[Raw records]
------------------------------------------------

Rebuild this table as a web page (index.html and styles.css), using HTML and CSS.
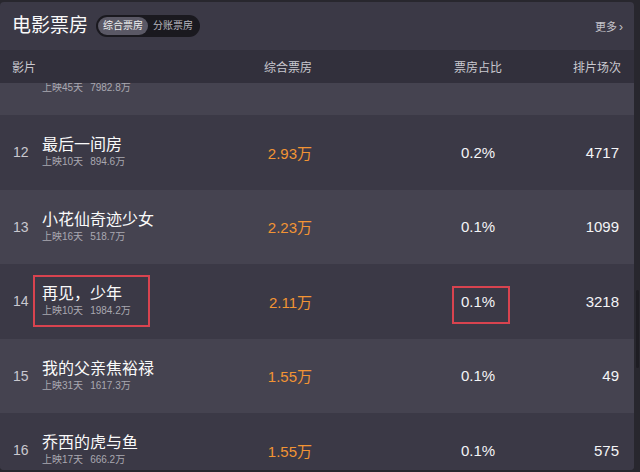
FILE: index.html
```html
<!DOCTYPE html>
<html lang="zh-CN">
<head>
    <meta charset="UTF-8">
    <meta name="viewport" content="width=device-width, initial-scale=1.0">
    <title>电影票房</title>
    <link rel="stylesheet" href="styles.css">
</head>
<body>
    <div class="panel">
        <!-- 标题栏 -->
        <div class="top">
            <h1>电影票房</h1>
            <div class="switch">
                <span class="tab on">综合票房</span>
                <span class="tab">分账票房</span>
            </div>
            <a class="more">更多<span class="arr">›</span></a>
        </div>

        <div class="row head">
            <div class="c-name">影片</div>
            <div class="c-box">综合票房</div>
            <div class="c-gap"></div>
            <div class="c-rate">票房占比</div>
            <div class="c-show">排片场次</div>
        </div>

        <div class="list">
            <div class="rows">
                <!-- 第11行被表头遮住，只露出副标题 -->
                <div class="row item odd">
                    <div class="c-num"></div>
                    <div class="c-film"><div class="t"></div><div class="s">上映45天<span class="sum">7982.8万</span></div></div>
                    <div class="c-box val"></div>
                    <div class="c-gap"></div>
                    <div class="c-rate"></div>
                    <div class="c-show"></div>
                </div>
                <div class="row item">
                    <div class="c-num">12</div>
                    <div class="c-film"><div class="t">最后一间房</div><div class="s">上映10天<span class="sum">894.6万</span></div></div>
                    <div class="c-box val">2.93万</div>
                    <div class="c-gap"></div>
                    <div class="c-rate">0.2%</div>
                    <div class="c-show">4717</div>
                </div>
                <div class="row item odd">
                    <div class="c-num">13</div>
                    <div class="c-film"><div class="t">小花仙奇迹少女</div><div class="s">上映16天<span class="sum">518.7万</span></div></div>
                    <div class="c-box val">2.23万</div>
                    <div class="c-gap"></div>
                    <div class="c-rate">0.1%</div>
                    <div class="c-show">1099</div>
                </div>
                <div class="row item">
                    <div class="c-num">14</div>
                    <div class="c-film"><span class="mark mark-film"></span><div class="t">再见，少年</div><div class="s">上映10天<span class="sum">1984.2万</span></div></div>
                    <div class="c-box val">2.11万</div>
                    <div class="c-gap"></div>
                    <div class="c-rate"><span class="mark mark-rate"></span>0.1%</div>
                    <div class="c-show">3218</div>
                </div>
                <div class="row item odd">
                    <div class="c-num">15</div>
                    <div class="c-film"><div class="t">我的父亲焦裕禄</div><div class="s">上映31天<span class="sum">1617.3万</span></div></div>
                    <div class="c-box val">1.55万</div>
                    <div class="c-gap"></div>
                    <div class="c-rate">0.1%</div>
                    <div class="c-show">49</div>
                </div>
                <div class="row item">
                    <div class="c-num">16</div>
                    <div class="c-film"><div class="t">乔西的虎与鱼</div><div class="s">上映17天<span class="sum">666.2万</span></div></div>
                    <div class="c-box val">1.55万</div>
                    <div class="c-gap"></div>
                    <div class="c-rate">0.1%</div>
                    <div class="c-show">575</div>
                </div>
            </div>
        </div>
    </div>
    <div class="track"><div class="thumb"></div></div>
</body>
</html>
```

FILE: styles.css
```css
html, body { margin: 0; padding: 0; }
body {
    width: 640px;
    height: 472px;
    overflow: hidden;
    display: flex;
    background: #28272e;
    font-family: "Liberation Sans", "Noto Sans CJK SC", sans-serif;
    color: #f2f2f4;
}

.panel {
    width: 634px;
    height: 468px;
    margin-top: 2px;
    border-radius: 4px;
    background: #3b3946;
    overflow: hidden;
    display: flex;
    flex-direction: column;
}

/* 标题栏 */
.top { height: 48px; display: flex; align-items: center; padding: 0 11px 0 12px; flex-shrink: 0; }
.top h1 { margin: 0; font-size: 19px; font-weight: normal; color: #fafafa; line-height: 24px; }
.switch { display: flex; margin-left: 8px; padding: 2px; height: 18px; border-radius: 11px; background: #1a191f; }
.tab { font-size: 10px; line-height: 18px; padding: 0 5px; color: #b9b8bf; border-radius: 9px; white-space: nowrap; }
.tab.on { background: #5a5865; color: #f0f0f2; }
.more { margin-left: auto; font-size: 11px; color: #c4c3ca; }
.arr { margin-left: 2px; font-size: 12px; }

/* 表格 */
.row {
    display: grid;
    grid-template-columns: 30px 160px 110px 118px 96px 95px;
    align-items: center;
    padding: 0 13px 0 12px;
}
.head { height: 33px; background: #32303c; font-size: 12px; color: #c9c8cf; flex-shrink: 0; }
.head .c-name { grid-column: span 2; }
.c-box { text-align: right; }
.c-rate { text-align: center; position: relative; }
.c-show { text-align: right; }

.list { flex: 1; overflow: hidden; }
.rows { margin-top: -42.5px; }
.item { height: 74.5px; background: #3b3946; }
.item.odd { background: #454350; }
.c-num { font-size: 14px; color: #c9c8cf; padding-left: 1px; }
.c-film { position: relative; }
.t { font-size: 16px; line-height: 19px; height: 19px; color: #fafafa; }
.s { font-size: 10px; line-height: 15px; color: #a9a8b0; }
.sum { margin-left: 7px; }
.val { font-size: 15px; color: #f29434; }
.item .c-rate, .item .c-show { font-size: 15px; color: #f4f4f6; }
.item .c-show { padding-right: 2px; }

/* 红框标注 */
.mark { position: absolute; border: 2px solid #d8434f; box-sizing: border-box; }
.mark-film { left: -9px; top: -9px; width: 117px; height: 52px; }
.mark-rate { left: 22px; top: -7px; width: 58px; height: 38px; }

/* 滚动条 */
.track { width: 6px; height: 468px; margin-top: 2px; }
.thumb { width: 3px; height: 78px; margin: 288px 0 0 2px; background: #1e1d23; border-radius: 2px; }
```
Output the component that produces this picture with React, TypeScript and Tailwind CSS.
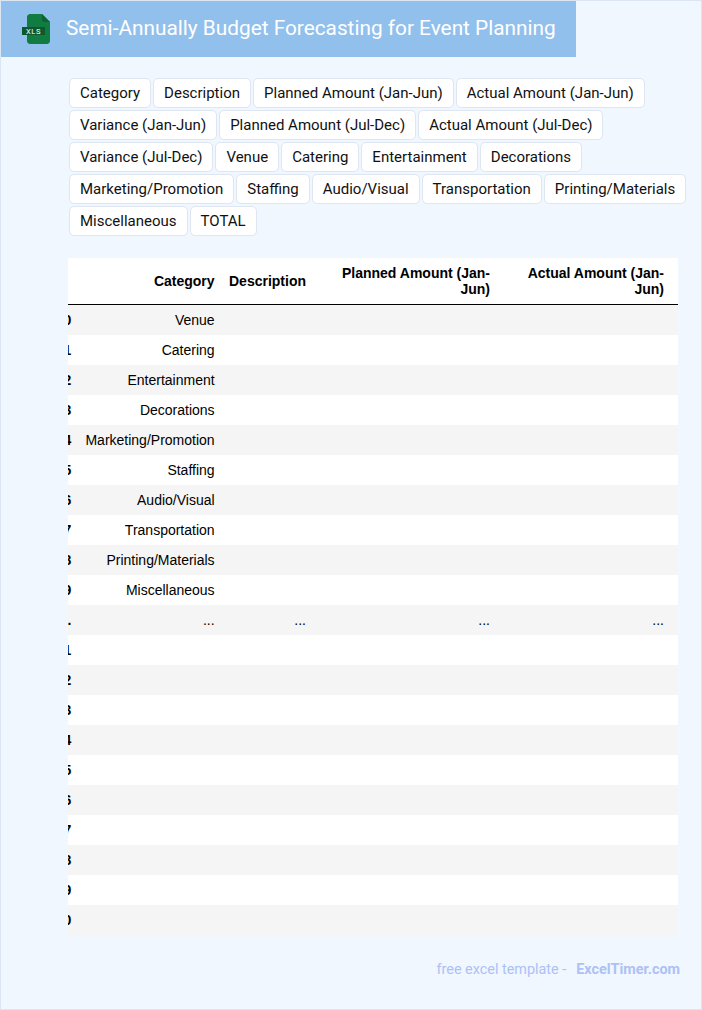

------------------------------------------------

- _Aim of the exercise_: Omit the pictures and reproduce the listing exactly.

- _Result of this task_:
Rebuild this table as a web page (index.html and styles.css), using HTML and CSS.
FILE: index.html
```html
<!DOCTYPE html>
<html lang="zh-CN">
<head>
    <meta charset="UTF-8">
    <meta name="viewport" content="width=device-width, initial-scale=1.0">
    <title>电影票房</title>
    <link rel="stylesheet" href="styles.css">
</head>
<body>
    <div class="panel">
        <!-- 标题栏 -->
        <div class="top">
            <h1>电影票房</h1>
            <div class="switch">
                <span class="tab on">综合票房</span>
                <span class="tab">分账票房</span>
            </div>
            <a class="more">更多<span class="arr">›</span></a>
        </div>

        <div class="row head">
            <div class="c-name">影片</div>
            <div class="c-box">综合票房</div>
            <div class="c-gap"></div>
            <div class="c-rate">票房占比</div>
            <div class="c-show">排片场次</div>
        </div>

        <div class="list">
            <div class="rows">
                <!-- 第11行被表头遮住，只露出副标题 -->
                <div class="row item odd">
                    <div class="c-num"></div>
                    <div class="c-film"><div class="t"></div><div class="s">上映45天<span class="sum">7982.8万</span></div></div>
                    <div class="c-box val"></div>
                    <div class="c-gap"></div>
                    <div class="c-rate"></div>
                    <div class="c-show"></div>
                </div>
                <div class="row item">
                    <div class="c-num">12</div>
                    <div class="c-film"><div class="t">最后一间房</div><div class="s">上映10天<span class="sum">894.6万</span></div></div>
                    <div class="c-box val">2.93万</div>
                    <div class="c-gap"></div>
                    <div class="c-rate">0.2%</div>
                    <div class="c-show">4717</div>
                </div>
                <div class="row item odd">
                    <div class="c-num">13</div>
                    <div class="c-film"><div class="t">小花仙奇迹少女</div><div class="s">上映16天<span class="sum">518.7万</span></div></div>
                    <div class="c-box val">2.23万</div>
                    <div class="c-gap"></div>
                    <div class="c-rate">0.1%</div>
                    <div class="c-show">1099</div>
                </div>
                <div class="row item">
                    <div class="c-num">14</div>
                    <div class="c-film"><span class="mark mark-film"></span><div class="t">再见，少年</div><div class="s">上映10天<span class="sum">1984.2万</span></div></div>
                    <div class="c-box val">2.11万</div>
                    <div class="c-gap"></div>
                    <div class="c-rate"><span class="mark mark-rate"></span>0.1%</div>
                    <div class="c-show">3218</div>
                </div>
                <div class="row item odd">
                    <div class="c-num">15</div>
                    <div class="c-film"><div class="t">我的父亲焦裕禄</div><div class="s">上映31天<span class="sum">1617.3万</span></div></div>
                    <div class="c-box val">1.55万</div>
                    <div class="c-gap"></div>
                    <div class="c-rate">0.1%</div>
                    <div class="c-show">49</div>
                </div>
                <div class="row item">
                    <div class="c-num">16</div>
                    <div class="c-film"><div class="t">乔西的虎与鱼</div><div class="s">上映17天<span class="sum">666.2万</span></div></div>
                    <div class="c-box val">1.55万</div>
                    <div class="c-gap"></div>
                    <div class="c-rate">0.1%</div>
                    <div class="c-show">575</div>
                </div>
            </div>
        </div>
    </div>
    <div class="track"><div class="thumb"></div></div>
</body>
</html>
```

FILE: styles.css
```css
html, body { margin: 0; padding: 0; }
body {
    width: 640px;
    height: 472px;
    overflow: hidden;
    display: flex;
    background: #28272e;
    font-family: "Liberation Sans", "Noto Sans CJK SC", sans-serif;
    color: #f2f2f4;
}

.panel {
    width: 634px;
    height: 468px;
    margin-top: 2px;
    border-radius: 4px;
    background: #3b3946;
    overflow: hidden;
    display: flex;
    flex-direction: column;
}

/* 标题栏 */
.top { height: 48px; display: flex; align-items: center; padding: 0 11px 0 12px; flex-shrink: 0; }
.top h1 { margin: 0; font-size: 19px; font-weight: normal; color: #fafafa; line-height: 24px; }
.switch { display: flex; margin-left: 8px; padding: 2px; height: 18px; border-radius: 11px; background: #1a191f; }
.tab { font-size: 10px; line-height: 18px; padding: 0 5px; color: #b9b8bf; border-radius: 9px; white-space: nowrap; }
.tab.on { background: #5a5865; color: #f0f0f2; }
.more { margin-left: auto; font-size: 11px; color: #c4c3ca; }
.arr { margin-left: 2px; font-size: 12px; }

/* 表格 */
.row {
    display: grid;
    grid-template-columns: 30px 160px 110px 118px 96px 95px;
    align-items: center;
    padding: 0 13px 0 12px;
}
.head { height: 33px; background: #32303c; font-size: 12px; color: #c9c8cf; flex-shrink: 0; }
.head .c-name { grid-column: span 2; }
.c-box { text-align: right; }
.c-rate { text-align: center; position: relative; }
.c-show { text-align: right; }

.list { flex: 1; overflow: hidden; }
.rows { margin-top: -42.5px; }
.item { height: 74.5px; background: #3b3946; }
.item.odd { background: #454350; }
.c-num { font-size: 14px; color: #c9c8cf; padding-left: 1px; }
.c-film { position: relative; }
.t { font-size: 16px; line-height: 19px; height: 19px; color: #fafafa; }
.s { font-size: 10px; line-height: 15px; color: #a9a8b0; }
.sum { margin-left: 7px; }
.val { font-size: 15px; color: #f29434; }
.item .c-rate, .item .c-show { font-size: 15px; color: #f4f4f6; }
.item .c-show { padding-right: 2px; }

/* 红框标注 */
.mark { position: absolute; border: 2px solid #d8434f; box-sizing: border-box; }
.mark-film { left: -9px; top: -9px; width: 117px; height: 52px; }
.mark-rate { left: 22px; top: -7px; width: 58px; height: 38px; }

/* 滚动条 */
.track { width: 6px; height: 468px; margin-top: 2px; }
.thumb { width: 3px; height: 78px; margin: 288px 0 0 2px; background: #1e1d23; border-radius: 2px; }
```
Output the component that produces this picture with React, TypeScript and Tailwind CSS.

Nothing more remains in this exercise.